哑哥十岁开始,就找生活的活路。他用他稚嫩的小手比划着要学梳马尾的技术,母亲怎忍心让他去吃苦。可是哑哥宁愿三年不挣钱,给师傅白干活,不要饭,也要把技术学到手。结果,第二年他就出了徒。这是怎样的心血和信念啊,不也是一种超常的才智吗?一个普通的常人也很难做到。当父母看到残疾儿子的成长,后来成了“哑人艺师”,那不比孩子做个大官还高兴吗?他用自己的能力,养活了自己,还拥有一颗好心肠,即使父母有一天合上眼,也会松心。
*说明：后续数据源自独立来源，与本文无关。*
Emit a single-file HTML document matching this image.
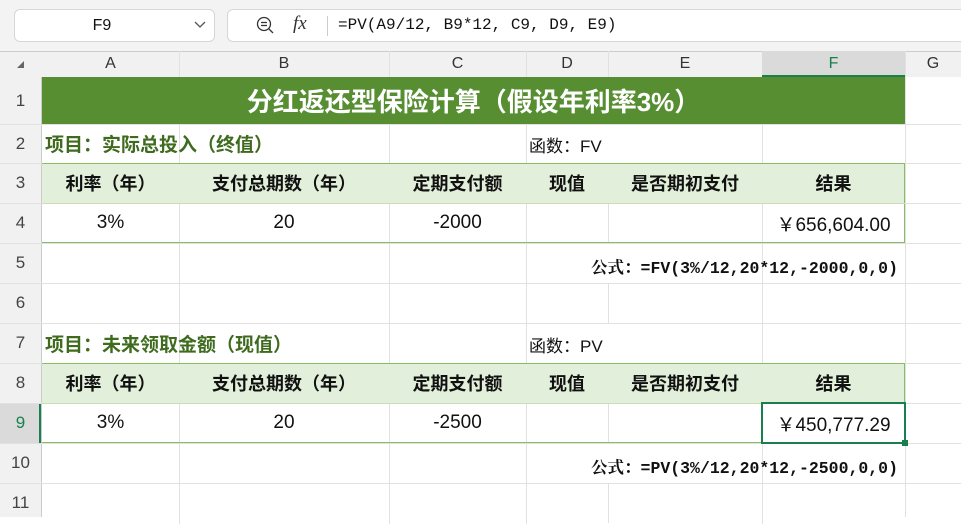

是的,哑哥残疾的只是器官,健全的却是人格。我读到作者写作这个地方的时候,我禁不住停顿下来,我十岁干什么呢?我十岁除了放羊,帮助母亲填填灶膛,还能干什么呢?我每当读到此,都会流下作者隐忍的没有流下来的那颗泪滴。
我记住了一个叫王彦朝的人,作者的三哥,一个聋哑人,一颗跳动的生命火热的心,他的正能量,深深感染了我,鼓舞了我,从而使我五十多岁的人不再蹉跎生命。从即刻始,我勇敢迈出美好的脚步,就是代表一个健康人向他的致礼——我的哑哥。
上世纪八十年代,哑哥原来的工厂倒闭了。他找五弟王彦博商量,他要沿村卖艺,决不能把千辛万苦学来的手艺丢了。他要传给周围很多乡亲致富,写到此时,我突然想起我的家乡饶阳县影林村第五生产队,也曾组织人们跟着安平人梳过马尾,或许那个师傅也是从哑哥那学过来的手艺。
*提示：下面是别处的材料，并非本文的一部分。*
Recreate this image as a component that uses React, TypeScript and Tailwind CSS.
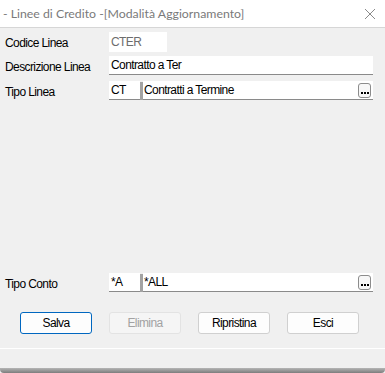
import React from "react";

function Dots() {
  return (
    <div className="w-[13px] h-[15px] rounded-[3px] border border-[#8c8c8c] bg-[#f7f7f7] flex items-end justify-center pb-[3px] gap-[1px]">
      <span className="w-[2px] h-[2px] bg-black" />
      <span className="w-[2px] h-[2px] bg-black" />
      <span className="w-[2px] h-[2px] bg-black" />
    </div>
  );
}

function Label({ children }: { children: React.ReactNode }) {
  return <div className="w-[109px] pl-[5px] pt-[2px] text-black">{children}</div>;
}

function LookupRow({ label, code, text, mt }: { label: string; code: string; text: string; mt: string }) {
  return (
    <div className={`flex items-center h-[19px] ${mt}`}>
      <Label>{label}</Label>
      <div className="w-[31px] h-[19px] bg-white border-b border-[#8a8a8a] pl-[2px] flex items-center">{code}</div>
      <div className="w-[3px] h-[18px] self-start mt-[1px] bg-[#a3a3a3]" />
      <div className="w-[230px] h-[19px] bg-white border-b border-[#8a8a8a] pl-[1px] pr-[2px] flex items-center justify-between">
        <span>{text}</span>
        <Dots />
      </div>
    </div>
  );
}

function Btn({ children, variant }: { children: React.ReactNode; variant: "primary" | "normal" | "disabled" }) {
  const cls =
    variant === "primary"
      ? "border-[#0067c0] bg-[#fdfdfd] text-black"
      : variant === "disabled"
      ? "border-[#e3e3e3] bg-[#f5f5f5] text-[#a2a2a2]"
      : "border-[#d0d0d0] bg-[#fdfdfd] text-black";
  return (
    <div className={`w-[72px] h-[22px] rounded-[3px] border flex items-center justify-center ${cls}`}>{children}</div>
  );
}

export default function App() {
  return (
    <div
      className="w-[385px] h-[373px] bg-[#f0f0f0] flex flex-col text-[12px] tracking-[-0.6px] leading-none overflow-hidden"
      style={{ fontFamily: '"Liberation Sans", Arial, sans-serif' }}
    >
      <div className="h-[28px] bg-white border-b border-[#d6d6d6] flex items-center justify-between pl-[3px] pr-[8px] shrink-0">
        <span
          className="text-[12.3px] text-[#7a7a7a] pt-[1px] tracking-normal"
          style={{ fontFamily: 'Lato, "Noto Sans", sans-serif' }}
        >
          - Linee di Credito -[Modalità Aggiornamento]
        </span>
        <svg width="12" height="12" viewBox="0 0 12 12" className="mr-[1px]">
          <path d="M1 1 L11 11 M11 1 L1 11" stroke="#8a8a8a" strokeWidth="1" fill="none" />
        </svg>
      </div>

      <div className="flex flex-col flex-1">
        <div className="flex items-center h-[20px] mt-[4px]">
          <Label>Codice Linea</Label>
          <div className="w-[58px] h-[20px] bg-white pl-[2px] flex items-center text-[#6d6d6d]">CTER</div>
        </div>

        <div className="flex items-center h-[19px] mt-[4px]">
          <Label>Descrizione Linea</Label>
          <div className="w-[264px] h-[19px] bg-white border-b border-[#8a8a8a] pl-[2px] flex items-center">Contratto a Ter</div>
        </div>

        <LookupRow label="Tipo Linea" code="CT" text="Contratti a Termine" mt="mt-[6px]" />

        <LookupRow label="Tipo Conto" code="*A" text="*ALL" mt="mt-[173px]" />

        <div className="flex mt-[20px] pl-[20px] gap-[17px]">
          <Btn variant="primary">Salva</Btn>
          <Btn variant="disabled">Elimina</Btn>
          <Btn variant="normal">Ripristina</Btn>
          <Btn variant="normal">Esci</Btn>
        </div>

        <div className="mt-[14px] h-[1px] bg-[#dadada] border-b border-white" />
        <div className="flex-1" />
      </div>
      <div className="h-[5px] shrink-0 bg-gradient-to-b from-[#b5b5b5] to-[#7d7d7d] rounded-b-[4px]" />
    </div>
  );
}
我看到,当时作者把写下“王彦朝加工技术简介”揣到哑哥的衣兜,难得的兄弟之请便跃然纸上。这一幅画面,是人间的真请,难舍难分,是无声的世界有声的叮咛。
作者善于用白描的手法,很少用形容的辞藻,却给读者留给了无限空白的思想和感请,让读者自己去填充、去体验和想象。这也是我喜欢王彦博老师写作《哑哥》的艺术魅力。